Walter Arden married Eleanor Hampden around 1457, the second daughter of John Hampden, an ancestor of the man of the same name, who was to play such an important role during the Civil War, and the descendant of an old family in Buckinghamshire (See Chart VB).
Eleanor's mother, Elizabeth Walesborough, was the daughter of Sir John Walesborough, a Sheriff of County Cornwall in 27 Hen. VI (1449), who had first married his older brother Edmond, a Chamberlain to Edward, Prince of Wales, son of Henry VI, both of whom were killed at Tewkesbury in 1471 during the War of the Roses.
Eleanor's paternal line, the Hampden family, alleges to trace its
beginnings back 10 generations from John Hampden to Baldwin "a man of 1/ Archbishop Stigand" in the time of King Edward the Confessor (1042-1066).

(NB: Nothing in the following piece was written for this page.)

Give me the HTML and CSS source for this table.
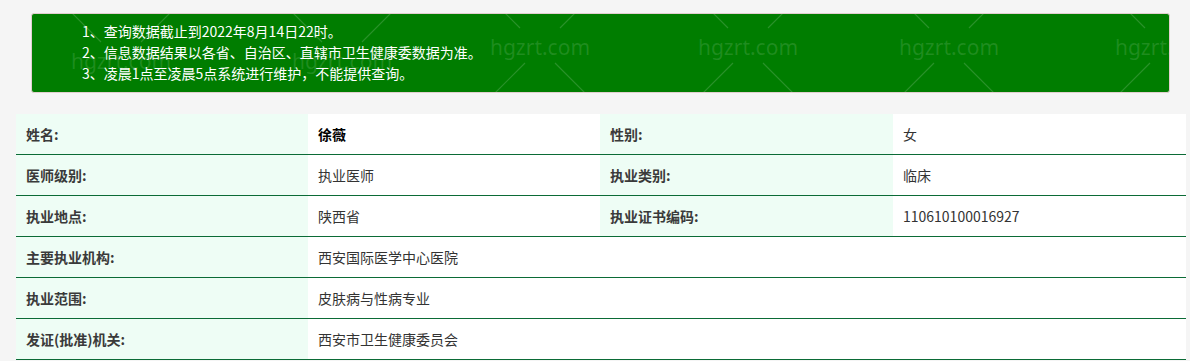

More authentically, seven generations back from John, the manor of Great Hampton, in Buckinghamshire, was held by one Alexander Hampden in the time of Henry II. He was the Sheriff of Bedfordshire and Buckinghamshire in 1249 and 1259, and died in 1272. Later John de Hampden was Knight of the shire in Parliament in 24 Edw. III (1351) and 36 Edw. III (1363), and died in 1375. John's son, Edmund, the father of John Hampden, was likewise sheriff of the two counties, and was in Parliament five times during the reigns of Richard II, Henry IV, and Henry V, and married Joan Belknap.
Archbishop Stigand was consecrated by an anti-pope, annointed Harold, and languished in a prison of William the Conqueror until his death. See p. 52 above.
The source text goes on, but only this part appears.